Democratic Senator David Yarbro, who represents parts of Nashville, said Tennessee has a long history of encouraging voters to participate in American politics – starting with a jump in participation when President Andrew Jackson ran in the 1800s.
Furthermore, Yarbro added, Tennessee was the deciding vote to ratify the 19th Amendment giving women the right to vote.
But Yarbro said the legislation was akin to using a bazooka on a fly. He said the error rate of incomplete and erroneous forms submitted by the voter-registration drives was similar to the error rate of suspect registrations in other counties across the state.
“If you look at the overall numbers of what these groups did, they did not perform any worse than what private citizens do,” Yarbro said. “They did not perform any worse than what volunteer groups have done. They just performed better at registering more people. And the fact that we’re making it harder to register more people I think should trouble everyone in this chamber.”

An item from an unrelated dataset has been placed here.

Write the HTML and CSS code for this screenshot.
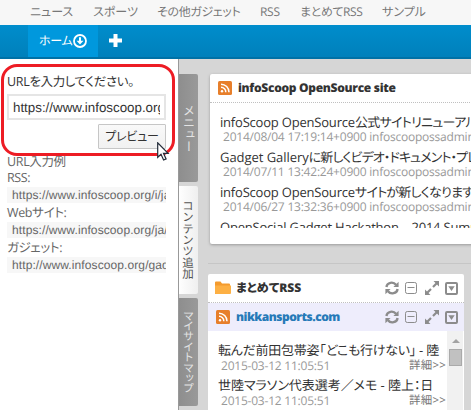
FILE: index.html
```html
<!DOCTYPE html>
<html lang="ja">
<head>
<meta charset="utf-8">
<title>infoScoop</title>
<link rel="stylesheet" href="styles.css">
</head>
<body>
<svg class="defs" width="0" height="0">
  <symbol id="rss" viewBox="0 0 14 14"><rect width="14" height="14" rx="1.5" fill="#e77f2b"/><circle cx="4" cy="10.3" r="1.2" fill="#fff"/><path d="M3 6.3a4.8 4.8 0 0 1 4.8 5M3 3.2a8 8 0 0 1 8 8.1" fill="none" stroke="#fff" stroke-width="1.5"/></symbol>
  <symbol id="refresh" viewBox="0 0 14 14"><path d="M1.4 6C2 1.300 8.300.200 11 3.800M12.600 8C12 12.700 5.700 13.800 3 10.200" fill="none" stroke="#8c8c8c" stroke-width="2.300"/><path d="M13.600.800V6H8.400zM.400 13.200V8h5.200z" fill="#8c8c8c"/></symbol>
  <symbol id="minus" viewBox="0 0 12 12"><rect x=".5" y=".5" width="11" height="11" rx="1.800" fill="none" stroke="#8c8c8c"/><path d="M2.500 5.500h7" stroke="#8c8c8c"/></symbol>
  <symbol id="expand" viewBox="0 0 14 14"><path d="M8.500 0H14v5.500zM0 8.500V14h5.500z" fill="#8c8c8c"/><path d="M12 2L8 6M6 8l-4 4" stroke="#8c8c8c" stroke-width="2.200"/></symbol>
  <symbol id="menu" viewBox="0 0 13 13"><rect x="1" y="1" width="11" height="11" rx="1" fill="none" stroke="#8c8c8c" stroke-width="2"/><path d="M3.300 4.300h6.400L6.500 9z" fill="#8c8c8c"/></symbol>
</svg>
<nav class="sites"><a class="n1">ニュース</a><a class="n2">スポーツ</a><a class="n3">その他ガジェット</a><a class="n4">RSS</a><a class="n5">まとめてRSS</a><a class="n6">サンプル</a></nav>
<header class="tabs">
  <div class="tab"><span>ホーム</span><svg width="14" height="14" viewBox="0 0 14 14"><circle cx="7" cy="7" r="6" fill="none" stroke="#fff" stroke-width="1.800"/><path d="M6 3.200h2v3.600h2.500L7 10.600 3.500 6.800H6z" fill="#fff"/></svg></div>
  <svg class="plus" width="13" height="13" viewBox="0 0 13 13"><path d="M6.500 0v13M0 6.500h13" stroke="#fff" stroke-width="4"/></svg>
</header>
<main>
  <aside class="side">
    <div class="ask">URLを入力してください。</div>
    <div class="field"><div class="value">https://www.infoscoop.org/</div></div>
    <div class="actions"><button>プレビュー</button></div>
    <div class="label first">URL入力例</div>
    <div class="label">RSS:</div>
    <div class="sample">https://www.infoscoop.org/i/ja/</div>
    <div class="label">Webサイト:</div>
    <div class="sample">https://www.infoscoop.org/ja/</div>
    <div class="label">ガジェット:</div>
    <div class="sample">http://www.infoscoop.org/gadget</div>
    <div class="highlight"></div>
    <svg class="cursor" width="13" height="20" viewBox="0 0 13 20"><path d="M.7.800v14.500l3.300-3.100 2.600 5.800 2.500-1.100-2.600-5.600h4.600z" fill="#fff" stroke="#222b38" stroke-width="1.200"/></svg>
  </aside>
  <div class="rail">
    <div class="vtab v1"><span>メニュー</span></div>
    <div class="vtab v2 on"><span>コンテンツ追加</span></div>
    <div class="vtab v3"><span>マイサイトマップ</span></div>
  </div>
  <section class="portal">
    <article class="card news">
      <h2><svg width="14" height="14"><use href="#rss"/></svg><b class="t1">infoScoop OpenSource site</b></h2>
      <div class="list">
        <div class="item"><p><span class="la">infoScoop OpenSource</span><span class="c1">公式サイトリニューアル</span></p><small>2014/08/04 17:19:14+0900 infoscoopossadmin</small></div>
        <div class="item"><p><span class="lb">Gadget Gallery</span><span class="c2">に新しくビデオ・ドキュメント・プレ</span></p><small>2014/07/11 13:42:24+0900 infoscoopossadmin</small></div>
        <div class="item"><p><span class="la">infoScoop OpenSource</span><span class="c3">サイトが新しくなります</span></p><small>2014/06/27 13:32:36+0900 infoscoopossadmin</small></div>
        <div class="item"><p><span class="la">OpenSocial Gadget Hackathon – 2014 Summer</span></p></div>
      </div>
    </article>
    <div class="group">
      <article class="card multi">
        <h2><svg width="16" height="14" viewBox="0 0 16 14"><path d="M0 1.500Q0 .500 1 .500h4.500l1.500 2h7q1 0 1 1V13H0z" fill="#f49b2e"/><path d="M0 4.500h16V12q0 1-1 1H1q-1 0-1-1z" fill="#fdb044"/></svg><b class="t2">まとめてRSS</b>
          <span class="tools"><svg width="14" height="14"><use href="#refresh"/></svg><svg width="12" height="12"><use href="#minus"/></svg><svg width="14" height="14"><use href="#expand"/></svg><svg width="13" height="13"><use href="#menu"/></svg></span></h2>
        <h3><svg width="14" height="14"><use href="#rss"/></svg><b class="t3">nikkansports.com</b>
          <span class="tools"><svg width="14" height="14"><use href="#refresh"/></svg><svg width="12" height="12"><use href="#minus"/></svg><svg width="14" height="14"><use href="#expand"/></svg><svg width="13" height="13"><use href="#menu"/></svg></span></h3>
        <div class="feed">
          <div class="entries">
            <div class="item"><p class="e1">転んだ前田包帯姿「どこも行けない」 - 陸</p><small>2015-03-12 11:05:51<i>詳細&gt;&gt;</i></small></div>
            <div class="item"><p class="e2">世陸マラソン代表選考／メモ - 陸上：日</p><small>2015-03-12 11:05:51<i>詳細&gt;&gt;</i></small></div>
          </div>
          <div class="scroll"><div class="up"></div><div class="thumb"></div></div>
        </div>
      </article>
    </div>
  </section>
</main>
</body>
</html>
```
FILE: styles.css
```css
* { box-sizing: border-box; }
html, body { margin: 0; height: 410px; overflow: hidden; }
body { width: 471px; display: flex; flex-direction: column; background: #d6d6d6; color: #333; font: 13px/18px "Open Sans", "Noto Sans CJK JP", sans-serif; font-feature-settings: "palt"; white-space: nowrap; text-rendering: geometricPrecision; }
svg { display: block; flex: none; }
.defs { position: absolute; }
p, h2, h3 { margin: 0; }

.sites { height: 25px; flex: none; display: flex; background: #f7f7f7; color: #777; padding-left: 30px; line-height: 24px; font-size: 12px; }
.sites a { flex: none; }
.n1 { width: 63px; }
.n2 { width: 64px; }
.n3 { width: 103px; letter-spacing: -.35px; }
.n4 { width: 40px; letter-spacing: -.3px; }
.n5 { width: 82px; letter-spacing: -.4px; }

.tabs { height: 34px; flex: none; display: flex; padding-left: 28px; background: linear-gradient(#008dcc, #0080bb); border-bottom: 2px solid #0071a6; }
.tab { width: 70px; height: 32px; display: flex; align-items: center; background: #0098dd; color: #fff; padding-left: 11px; font-size: 12px; }
.tab span { width: 34px; letter-spacing: -.3px; }
.plus { margin: 9px 0 0 11px; }

main { flex: 1; display: flex; min-height: 0; }
.side { width: 179px; flex: none; position: relative; background: #fff; border-right: 1px solid #999; padding: 15px 12px 0 7px; }
.ask { height: 20px; line-height: 16px; font-size: 12.5px; letter-spacing: -.35px; }
.field { width: 159px; height: 26px; border: 2px solid #e5e5e5; padding: 0 4px; }
.value { overflow: hidden; height: 22px; line-height: 23px; font-family: "Liberation Sans", sans-serif; font-size: 13.333px; }
.actions { display: flex; justify-content: flex-end; width: 159px; margin-top: 4px; }
button { width: 68px; height: 25px; padding: 0; border: 1px solid #c6c6c6; border-radius: 1px; background: linear-gradient(#f9f9f9, #f1f1f1); color: #333; font: 12px/20px "Open Sans", "Noto Sans CJK JP", sans-serif; font-feature-settings: "palt"; letter-spacing: -.2px; }
.label { height: 19px; line-height: 19px; color: #666; font-size: 12.5px; letter-spacing: -.35px; }
.label.first { height: 16px; line-height: 20px; margin-top: 3px; }
.sample { width: 159px; height: 16px; line-height: 16px; padding-left: 5px; overflow: hidden; background: #f7f7f7; color: #666; font-family: "Liberation Sans", sans-serif; font-size: 12px; letter-spacing: .1px; }
.highlight { position: absolute; left: 1px; top: 5px; width: 174px; height: 92px; border: 3px solid #ed1c24; border-radius: 16px; }
.cursor { position: absolute; left: 157px; top: 83px; }

.rail { width: 19px; flex: none; padding-top: 15px; display: flex; flex-direction: column; gap: 4px; }
.vtab { height: 108px; flex: none; display: flex; align-items: center; justify-content: center; border-radius: 0 2px 2px 0; background: linear-gradient(90deg, #8e8e8e, #999); color: #e4e4e4; font-size: 12px; line-height: 18px; }
.vtab span { writing-mode: vertical-rl; font-family: "Noto Sans CJK JP", sans-serif; font-feature-settings: normal; }
.vtab.on { margin-left: -1px; background: linear-gradient(90deg, #fff, #efefef); color: #555; }
.v2 span { font-size: 11.5px; letter-spacing: -.2px; }
.v3 span { font-size: 11px; letter-spacing: -.6px; }

.portal { flex: 1; min-width: 0; padding: 15px 0 0 10px; overflow: hidden; }
.card { background: #fff; border-radius: 2px; box-shadow: 0 1px 3px #999; }
.card h2 { height: 29px; display: flex; align-items: center; border-bottom: 1px dotted #c0c0c0; font-size: 12px; }
.news { margin-left: 2px; width: 280px; height: 170px; }
.news h2 { padding-left: 8px; }
.news b { margin-left: 6px; letter-spacing: -.3px; }
.list { height: 125px; overflow: hidden; padding: 10px 0 0 10px; }
.item { height: 35px; }
.item p { height: 18px; line-height: 18px; }
.item small { display: block; height: 17px; line-height: 12px; font-size: 12px; letter-spacing: -.22px; color: #999; padding-left: 3px; }
.la { letter-spacing: -.2px; }
.lb { letter-spacing: -.05px; }
.c1 { letter-spacing: -.7px; }
.c2 { letter-spacing: -.9px; }
.c3 { letter-spacing: -.75px; }
.group { border-top: 1px solid #c6c6c6; margin-top: 19px; padding-top: 10px; }
.multi { width: 256px; height: 160px; box-shadow: none; }
.multi h2, .multi h3 { display: flex; align-items: center; padding: 0 6px 0 7px; }
.multi h3 { height: 28px; padding-left: 8px; background: #eeedfc; color: #267ab8; font-size: 12px; }
.multi b { margin-left: 5px; }
.multi h3 b { margin-left: 6px; letter-spacing: -.5px; }
.tools { margin-left: auto; display: flex; align-items: center; gap: 7px; }
.tools svg:nth-child(1) { margin-right: -1px; }
.tools svg:nth-child(3) { margin-left: 1px; margin-right: -1px; }
.feed { display: flex; height: 103px; }
.entries { width: 239px; padding: 10px 1px 0 10px; }
.entries small { display: flex; justify-content: space-between; line-height: 13px; }
.entries i { font-style: normal; font-size: 11.5px; letter-spacing: .2px; color: #777; }
.e1 { letter-spacing: -.25px; }
.e2 { letter-spacing: -.05px; }
.scroll { width: 16px; background: #f1f1f1; padding: 8px 1px 0 2px; }
.up { width: 0; margin: 0 auto; border: 4px solid transparent; border-top: 0; border-bottom-color: #a3a3a3; }
.thumb { margin-top: 6px; height: 17px; background: #c1c1c1; border: 1px solid #aaa; }
```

With the passage of this bill, Tennessee could join 25 other states that penalize misdeeds during voter-registration drives, according to a document provided by the Tennessee Secretary of State.
In California, holding onto a registration form for longer than three days results in a $1,000 fine. Anyone falsifying registration forms in West Virginia faces $1,000 in fines and a year in jail.
“We want every eligible Tennessean to vote, and complete forms are critical to that opportunity,” Tennessee Secretary of State Tre Hargett said in a statement. “Voter-registration drives are important to the process, but to be successful, we must make sure that citizens submit forms with enough information to be processed. An incomplete form endangers a citizen’s ability to participate in the election process.”
Governor Bill Lee’s spokeswoman did not respond to a request for comment about the legislation.
Because the Senate added an amendment to the bill, it will go back to the House for final approval.